The Aggies did a nice job in last year's Alabama game of not only pressuring McCarron, but also confusing him with a variety of coverages. McCarron's first interception came when safety Howard Matthews (a returning starter) started in two-deep coverage before slipping inside to meet seemingly open 'Bama receiver Kenny Bell just in time to disrupt his catch, with the ball ricocheting to Porter.
"It's going to be a challenge for us because they've got a really good defensive package," said Alabama coach Nick Saban. "They've got a lot of different ways to pressure -- drop eight guys, do multiples of things that make it difficult for you to maybe be consistent on offense. We definitely need to do a better job than we did last year, especially early in the game, of attacking their defense because they did a really good job against us a year ago."
Saban had two weeks to correct his offense's Week 1 woes and to study the Aggies' defensive personnel. However, A&M will play a bunch of guys on Saturday who didn't play for most or all of the first two games.

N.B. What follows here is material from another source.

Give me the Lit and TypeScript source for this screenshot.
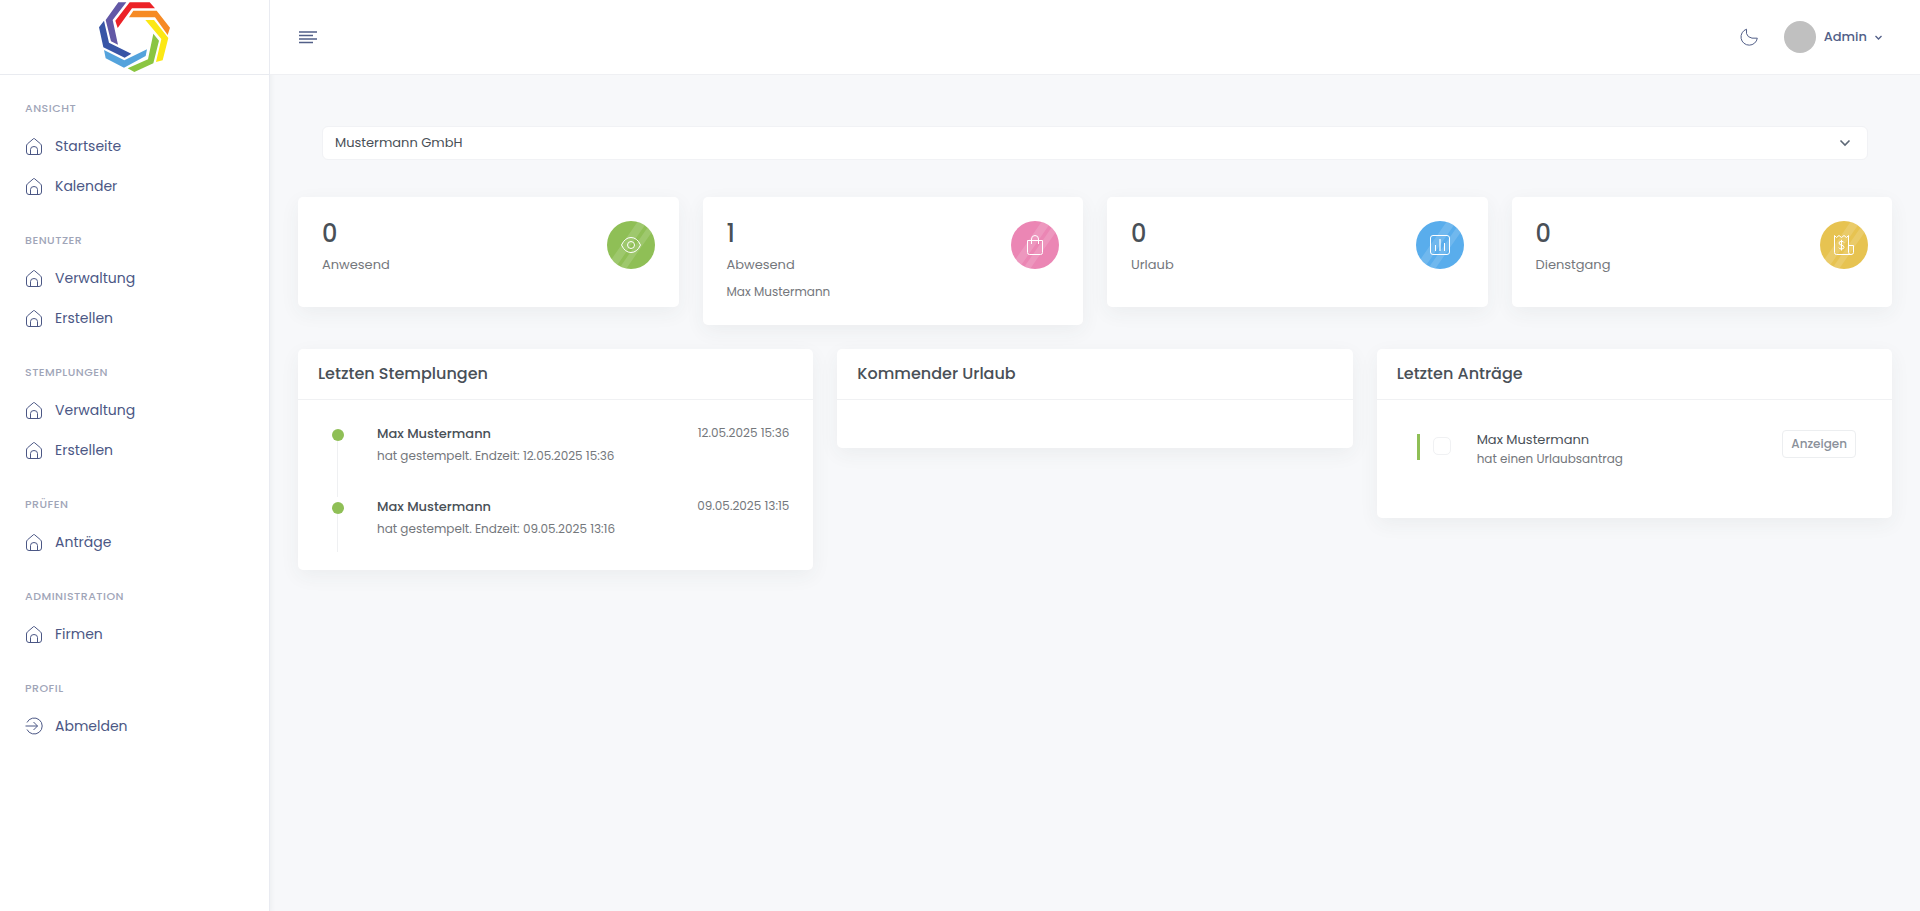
import { LitElement, html, svg, css, TemplateResult } from "lit";
import { customElement, property } from "lit/decorators.js";

const house = svg`<path d="M2.5 6.8 8.6 1.6Q9 1.3 9.4 1.6L15.5 6.8Q16.5 7.8 16.5 9V15Q16.5 17.5 14 17.5H4Q1.5 17.5 1.5 15V9Q1.5 7.8 2.5 6.8Z"/><path d="M5.5 17.5V12.5Q5.5 9.5 9 9.5T12.5 12.5V17.5"/>`;
const exit = svg`<path d="M2 5.5A8 8 0 1 1 2 12.5"/><path d="M.5 9H12.5M8.5 5 12.5 9 8.5 13"/>`;

const statIcons: Record<string, TemplateResult> = {
  eye: svg`<path d="M14.5 24Q18 16.5 24 16.5T33.5 24Q30 31.5 24 31.5T14.5 24Z"/><circle cx="24" cy="24" r="3.5"/>`,
  bag: svg`<path d="M16.5 19.5H31.5V31.5Q31.5 33.5 29.5 33.5H18.5Q16.5 33.5 16.5 31.5Z"/><path d="M20.5 23V18Q20.5 14.5 24 14.5T27.5 18V23"/>`,
  chart: svg`<rect x="14.5" y="14.5" width="19" height="19" rx="2.5"/><path d="M19.5 24V30M28.5 22V30"/><path stroke-width="2" stroke-opacity="0.6" d="M24 18V30"/>`,
  receipt: svg`<path d="M31.5 33.5H16.5Q14.5 33.5 14.5 31.5V14.5L16.5 16.5 19 14.5 21.5 16.5 24 14.5 26.5 16.5 28.5 14.5V31.5Q28.5 33.5 31 33.5 33.5 33.5 33.5 31.5V24.5H28.5"/><path d="M24 21.5Q23.5 20.3 21.5 20.3 19 20.3 19 22T21.5 24.2Q24 24.5 24 26.3T21.5 28Q19.3 28 18.8 26.7M21.5 18.8V29.5"/>`,
};

interface NavGroup { title: string; items: string[] }

const groups: NavGroup[] = [
  { title: "Ansicht", items: ["Startseite", "Kalender"] },
  { title: "Benutzer", items: ["Verwaltung", "Erstellen"] },
  { title: "Stemplungen", items: ["Verwaltung", "Erstellen"] },
  { title: "Prüfen", items: ["Anträge"] },
  { title: "Administration", items: ["Firmen"] },
  { title: "Profil", items: ["Abmelden"] },
];

@customElement("app-sidebar")
class AppSidebar extends LitElement {
  static styles = css`
    :host { display: block; background: #fff; border-right: 1px solid #e9ebf1; box-shadow: 0 2px 6px rgba(56, 65, 74, 0.08); }
    .brand { display: flex; justify-content: center; align-items: center; height: 74px; border-bottom: 1px solid #e9ebf0; }
    .logo { display: block; width: 71px; height: 70px; }
    h2 { margin: 0; padding: 23px 25px 8px; font-size: 11px; line-height: 20px; font-weight: 500; letter-spacing: 0.5px; text-transform: uppercase; color: #a0a5b8; }
    ul { list-style: none; margin: 0; padding: 0 0 1px; }
    a { display: flex; align-items: center; gap: 12px; height: 40px; padding: 0 25px; font-size: 14px; color: #4b5785; text-decoration: none; }
    .icon { width: 18px; height: 18px; fill: none; stroke: currentColor; stroke-width: 1; }
  `;
  render() {
    return html`
      <div class="brand">
        <svg class="logo" viewBox="57 6 213 210" role="img" aria-label="Logo">
          <polygon fill="#6258a6" points="115,7 139,7 98,60 114,134 93,124 77,60"/>
          <polygon fill="#ec2227" points="149,7 209,7 225,25 156,25 113,84 106,62"/>
          <polygon fill="#f68a24" points="160,32 230,32 270,83 263,105 225,52 147,52"/>
          <polygon fill="#fce814" points="196,60 222,60 265,114 248,181 228,186 244,117"/>
          <polygon fill="#8ac541" points="220,101 237,122 220,190 163,216 143,205 204,178"/>
          <polygon fill="#54a3dc" points="72,150 133,181 201,148 197,168 132,203 77,175"/>
          <polygon fill="#3855a6" points="72,62 87,128 154,161 134,173 70,142 57,82"/>
        </svg>
      </div>
      <nav>
        ${groups.map((g) => html`
          <h2>${g.title}</h2>
          <ul>${g.items.map((i) => html`
            <li><a href="#"><svg class="icon" viewBox="0 0 18 18" aria-hidden="true">${i === "Abmelden" ? exit : house}</svg>${i}</a></li>`)}
          </ul>`)}
      </nav>`;
  }
}

@customElement("app-topbar")
class AppTopbar extends LitElement {
  static styles = css`
    :host { display: flex; align-items: center; justify-content: space-between; height: 74px; padding: 0 38px 0 28px; background: #fff; border-bottom: 1px solid #eff0f3; color: #525f88; }
    button { display: flex; align-items: center; padding: 0; border: 0; background: none; font: inherit; color: inherit; cursor: pointer; }
    svg { display: block; fill: none; stroke: currentColor; }
    .menu { stroke-width: 1.7; }
    .right { display: flex; align-items: center; gap: 26px; }
    .user { gap: 8px; font-size: 13px; font-weight: 500; }
    .avatar { width: 32px; height: 32px; border-radius: 50%; background: #c0c0c0; }
  `;
  render() {
    return html`
      <button aria-label="Menü">
        <svg class="menu" width="20" height="14" viewBox="0 0 20 14"><path d="M1 2H19M1 5.5H15M1 9H19M1 12.5H15"/></svg>
      </button>
      <div class="right">
        <button aria-label="Dunkelmodus">
          <svg width="18" height="18" viewBox="0 0 18 18"><path d="M6.5 1.2Q4.8 11.5 17.3 10.2A8.2 8.2 0 1 1 6.5 1.2Z"/></svg>
        </button>
        <button class="user">
          <span class="avatar"></span>Admin
          <svg width="7" height="5" viewBox="0 0 7 5" stroke-width="1.3"><path d="M.5 1 3.5 4 6.5 1"/></svg>
        </button>
      </div>`;
  }
}

@customElement("stat-card")
class StatCard extends LitElement {
  @property() value = "";
  @property() label = "";
  @property() detail = "";
  @property() icon = "eye";
  @property() tone = "green";
  static styles = css`
    :host { display: flex; justify-content: space-between; align-items: flex-start; min-height: 62px; padding: 24px; background: #fff; border-radius: 5px; box-shadow: 0 6px 20px rgba(56, 65, 74, 0.06); }
    .value { margin: 0; font-size: 24px; line-height: 26px; font-weight: 500; color: #495057; }
    .label { margin: 0; padding-top: 8px; font-size: 13px; line-height: 20px; color: #74777c; }
    .detail { margin: 0; padding-top: 8px; font-size: 12px; line-height: 18px; color: #74777c; }
    .badge { width: 48px; height: 48px; border-radius: 50%; flex: none; }
    .green { background: #8fbf56; }
    .pink { background: #eb86b4; }
    .blue { background: #59adec; }
    .yellow { background: #e7c351; }
    .shine { stroke: #fff; stroke-opacity: 0.14; fill: none; }
    .glyph { stroke: #fff; fill: none; }
  `;
  render() {
    return html`
      <div>
        <p class="value">${this.value}</p>
        <p class="label">${this.label}</p>
        ${this.detail ? html`<p class="detail">${this.detail}</p>` : ""}
      </div>
      <svg class="badge ${this.tone}" viewBox="0 0 48 48" aria-hidden="true">
        <path class="shine" stroke-width="8" d="M36 0 4 46"/>
        <path class="shine" stroke-width="6" d="M46 4 14 50"/>
        <g class="glyph">${statIcons[this.icon]}</g>
      </svg>`;
  }
}

@customElement("panel-card")
class PanelCard extends LitElement {
  @property() heading = "";
  static styles = css`
    :host { display: block; background: #fff; border-radius: 5px; box-shadow: 0 6px 20px rgba(56, 65, 74, 0.06); }
    h3 { margin: 0; padding: 13px 20px; font-size: 16px; line-height: 24px; font-weight: 500; color: #495057; border-bottom: 1px solid #f0f1f3; }
    .body { padding: 24px; }
  `;
  render() {
    return html`<h3>${this.heading}</h3><div class="body"><slot></slot></div>`;
  }
}

interface Stamp { name: string; start: string; end: string }

const stamps: Stamp[] = [
  { name: "Max Mustermann", start: "12.05.2025 15:36", end: "12.05.2025 15:36" },
  { name: "Max Mustermann", start: "09.05.2025 13:15", end: "09.05.2025 13:16" },
];

@customElement("app-root")
class AppRoot extends LitElement {
  static styles = css`
    :host { display: grid; grid-template-columns: 270px minmax(0, 1fr); min-height: 100vh; background: #f7f8fa; font-family: Poppins, Inter, sans-serif; font-size: 13px; line-height: 20px; color: #495057; }
    main { padding: 51px 28px 24px; }
    .company { display: grid; padding: 0 24px; margin-bottom: 37px; align-items: center; }
    .company select { grid-area: 1 / 1; appearance: none; height: 34px; padding: 0 12px; border: 1px solid #f1f2f5; border-radius: 6px; background: #fff; color: #495057; font: inherit; font-size: 13px; }
    .company svg { grid-area: 1 / 1; justify-self: end; margin-right: 17px; fill: none; stroke: #5d6876; stroke-width: 1.6; pointer-events: none; }
    .row { display: grid; gap: 24px; align-items: start; margin-bottom: 24px; }
    .stats { grid-template-columns: repeat(4, minmax(0, 1fr)); }
    .panels { grid-template-columns: repeat(3, minmax(0, 1fr)); }
    ul { list-style: none; margin: 0; padding: 0; }
    .stamp { display: grid; grid-template-columns: 12px 1fr auto; column-gap: 33px; height: 73px; padding-left: 10px; }
    .rail { display: flex; flex-direction: column; align-items: center; padding-top: 5px; }
    .dot { width: 12px; height: 12px; border-radius: 50%; background: #8fbf56; }
    .line { flex: 1; width: 1px; margin-right: 1px; background: #eff0f2; }
    .stamp:last-child { height: 55px; }
    .stamps { margin-bottom: -6px; }
    p { margin: 0; }
    .name { line-height: 20px; font-size: 13px; font-weight: 500; }
    .text { font-size: 12px; line-height: 24px; color: #74777c; }
    .date { font-size: 12px; line-height: 18px; color: #74777c; }
    .request { display: flex; align-items: flex-start; padding: 6px 12px 26px 16px; }
    .bar { width: 3px; height: 26px; margin-top: 4px; background: #8fbf56; }
    .request input { appearance: none; width: 18px; height: 18px; margin: 7px 26px 0 13px; border: 1px solid #f0f1f3; border-radius: 5px; background: #fff; }
    .request label { flex: 1; }
    .request .name { font-weight: 400; }
    .request .text { line-height: 18px; }
    .show { height: 28px; padding: 0 8px; border: 1px solid #eceef0; border-radius: 4px; background: #fff; color: #8a909a; font: inherit; font-size: 12px; font-weight: 500; }
  `;
  render() {
    return html`
      <app-sidebar></app-sidebar>
      <div>
        <app-topbar></app-topbar>
        <main>
          <div class="company">
            <select aria-label="Firma"><option>Mustermann GmbH</option></select>
            <svg width="12" height="8" viewBox="0 0 12 8"><path d="M1.5 1.5 6 6 10.5 1.5"/></svg>
          </div>
          <section class="row stats">
            <stat-card value="0" label="Anwesend" icon="eye" tone="green"></stat-card>
            <stat-card value="1" label="Abwesend" detail="Max Mustermann" icon="bag" tone="pink"></stat-card>
            <stat-card value="0" label="Urlaub" icon="chart" tone="blue"></stat-card>
            <stat-card value="0" label="Dienstgang" icon="receipt" tone="yellow"></stat-card>
          </section>
          <section class="row panels">
            <panel-card heading="Letzten Stemplungen">
              <ul class="stamps">
                ${stamps.map((s) => html`
                  <li class="stamp">
                    <div class="rail"><span class="dot"></span><span class="line"></span></div>
                    <div>
                      <p class="name">${s.name}</p>
                      <p class="text">hat gestempelt. Endzeit: ${s.end}</p>
                    </div>
                    <time class="date">${s.start}</time>
                  </li>`)}
              </ul>
            </panel-card>
            <panel-card heading="Kommender Urlaub"></panel-card>
            <panel-card heading="Letzten Anträge">
              <div class="request">
                <span class="bar"></span>
                <input type="checkbox" id="request">
                <label for="request">
                  <p class="name">Max Mustermann</p>
                  <p class="text">hat einen Urlaubsantrag</p>
                </label>
                <button class="show">Anzeigen</button>
              </div>
            </panel-card>
          </section>
        </main>
      </div>`;
  }
}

"We don't really feel like they'll change defenses," said Saban. "So the scheme will be the same, but the players will be better."
The talent influx provided by those returning players may go a long way toward determining whether A&M can pull off another upset. Manziel may well have another huge game, but the Aggies won't win if they can't defend the Tide's plethora of skilled receivers or tackle running back T.J. Yeldon in the open field.
The A&M defense that got lit up by Rice and allowed 28 points to Sam Houston State would seem ill-equipped to do that. But the defense that will take the field on Saturday? It's impossible to say, because fans have yet to see it.